JOB>
Return only the number of lines holding the word "this".
* * *
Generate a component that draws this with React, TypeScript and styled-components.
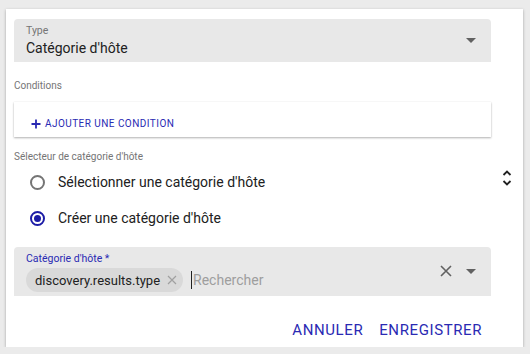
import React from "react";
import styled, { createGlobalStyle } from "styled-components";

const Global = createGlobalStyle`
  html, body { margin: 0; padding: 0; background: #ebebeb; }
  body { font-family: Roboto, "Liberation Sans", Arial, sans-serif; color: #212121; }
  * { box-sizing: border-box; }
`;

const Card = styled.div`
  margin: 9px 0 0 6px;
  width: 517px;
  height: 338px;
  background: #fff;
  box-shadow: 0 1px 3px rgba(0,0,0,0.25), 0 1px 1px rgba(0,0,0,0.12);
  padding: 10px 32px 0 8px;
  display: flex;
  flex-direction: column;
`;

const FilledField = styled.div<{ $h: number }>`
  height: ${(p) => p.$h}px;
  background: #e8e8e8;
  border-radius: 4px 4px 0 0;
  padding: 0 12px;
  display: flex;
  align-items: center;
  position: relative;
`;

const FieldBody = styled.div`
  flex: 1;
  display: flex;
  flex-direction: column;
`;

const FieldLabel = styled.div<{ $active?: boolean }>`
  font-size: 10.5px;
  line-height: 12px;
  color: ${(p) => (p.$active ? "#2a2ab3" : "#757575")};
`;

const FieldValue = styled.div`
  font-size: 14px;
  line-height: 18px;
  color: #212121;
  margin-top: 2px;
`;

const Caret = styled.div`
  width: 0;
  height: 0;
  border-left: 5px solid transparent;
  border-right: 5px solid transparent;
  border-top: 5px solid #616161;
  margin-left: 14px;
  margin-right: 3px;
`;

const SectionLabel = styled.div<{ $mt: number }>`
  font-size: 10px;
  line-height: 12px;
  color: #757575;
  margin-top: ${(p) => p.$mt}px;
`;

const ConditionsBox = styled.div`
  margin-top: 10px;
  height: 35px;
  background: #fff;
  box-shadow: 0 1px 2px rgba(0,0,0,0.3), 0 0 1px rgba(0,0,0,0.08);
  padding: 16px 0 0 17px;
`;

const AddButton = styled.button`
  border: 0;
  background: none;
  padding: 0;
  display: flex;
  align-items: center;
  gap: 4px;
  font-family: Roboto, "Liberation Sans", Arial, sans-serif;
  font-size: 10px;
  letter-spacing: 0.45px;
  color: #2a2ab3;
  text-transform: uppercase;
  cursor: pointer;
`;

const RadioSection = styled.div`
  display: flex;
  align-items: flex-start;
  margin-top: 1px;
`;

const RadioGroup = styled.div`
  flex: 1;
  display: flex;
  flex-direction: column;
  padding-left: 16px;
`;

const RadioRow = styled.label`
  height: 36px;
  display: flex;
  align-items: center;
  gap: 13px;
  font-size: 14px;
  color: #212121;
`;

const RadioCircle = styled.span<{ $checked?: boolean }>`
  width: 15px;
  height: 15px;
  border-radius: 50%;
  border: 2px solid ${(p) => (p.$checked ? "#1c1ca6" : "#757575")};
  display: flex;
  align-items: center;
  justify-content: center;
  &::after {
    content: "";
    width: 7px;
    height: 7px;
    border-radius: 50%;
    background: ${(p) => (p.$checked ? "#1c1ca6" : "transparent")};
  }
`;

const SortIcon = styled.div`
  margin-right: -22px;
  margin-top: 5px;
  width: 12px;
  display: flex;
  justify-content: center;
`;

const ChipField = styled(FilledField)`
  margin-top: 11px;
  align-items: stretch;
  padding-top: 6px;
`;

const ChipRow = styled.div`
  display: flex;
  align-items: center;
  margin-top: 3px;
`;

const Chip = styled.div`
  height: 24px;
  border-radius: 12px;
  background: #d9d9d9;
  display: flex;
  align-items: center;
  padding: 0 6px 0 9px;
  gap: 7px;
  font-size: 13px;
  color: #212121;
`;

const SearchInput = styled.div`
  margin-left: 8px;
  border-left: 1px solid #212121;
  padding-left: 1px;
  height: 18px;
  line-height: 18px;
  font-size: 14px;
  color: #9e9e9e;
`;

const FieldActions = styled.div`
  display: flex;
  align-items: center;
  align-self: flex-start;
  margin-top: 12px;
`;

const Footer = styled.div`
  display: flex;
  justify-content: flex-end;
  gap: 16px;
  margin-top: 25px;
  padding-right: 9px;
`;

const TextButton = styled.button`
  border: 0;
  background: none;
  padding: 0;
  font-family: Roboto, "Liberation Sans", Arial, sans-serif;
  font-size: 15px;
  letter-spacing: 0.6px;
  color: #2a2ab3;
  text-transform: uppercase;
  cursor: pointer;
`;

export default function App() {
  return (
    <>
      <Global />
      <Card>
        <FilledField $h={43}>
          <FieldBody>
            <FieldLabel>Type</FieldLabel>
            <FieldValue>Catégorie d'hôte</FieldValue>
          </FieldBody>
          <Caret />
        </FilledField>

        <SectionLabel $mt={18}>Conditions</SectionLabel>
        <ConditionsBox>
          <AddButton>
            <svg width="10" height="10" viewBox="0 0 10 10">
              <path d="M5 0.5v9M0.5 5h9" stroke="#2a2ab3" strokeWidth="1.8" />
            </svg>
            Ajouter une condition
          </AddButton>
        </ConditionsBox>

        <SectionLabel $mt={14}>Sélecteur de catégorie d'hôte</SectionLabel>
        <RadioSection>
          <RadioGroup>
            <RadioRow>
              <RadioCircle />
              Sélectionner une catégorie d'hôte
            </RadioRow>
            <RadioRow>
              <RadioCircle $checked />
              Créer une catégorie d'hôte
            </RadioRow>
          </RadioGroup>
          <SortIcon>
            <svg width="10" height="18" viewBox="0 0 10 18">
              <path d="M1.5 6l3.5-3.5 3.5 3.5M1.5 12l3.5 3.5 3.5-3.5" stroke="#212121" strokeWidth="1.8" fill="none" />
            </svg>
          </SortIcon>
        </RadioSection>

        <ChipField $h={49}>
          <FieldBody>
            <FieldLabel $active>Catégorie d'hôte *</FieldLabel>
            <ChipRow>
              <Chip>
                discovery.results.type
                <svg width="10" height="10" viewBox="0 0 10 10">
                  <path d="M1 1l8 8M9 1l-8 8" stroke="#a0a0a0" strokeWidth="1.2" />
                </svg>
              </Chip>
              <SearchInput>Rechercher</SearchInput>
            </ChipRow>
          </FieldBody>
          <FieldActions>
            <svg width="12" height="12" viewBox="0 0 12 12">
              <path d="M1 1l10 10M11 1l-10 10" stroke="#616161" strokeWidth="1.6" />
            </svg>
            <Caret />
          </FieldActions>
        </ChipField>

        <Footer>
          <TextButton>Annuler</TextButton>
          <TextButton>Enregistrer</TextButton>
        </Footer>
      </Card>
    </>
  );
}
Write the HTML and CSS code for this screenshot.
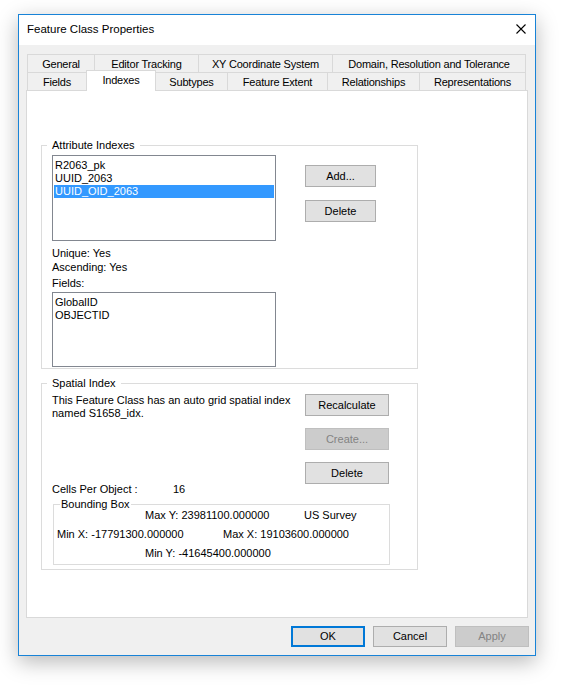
* * *
REPLY>
2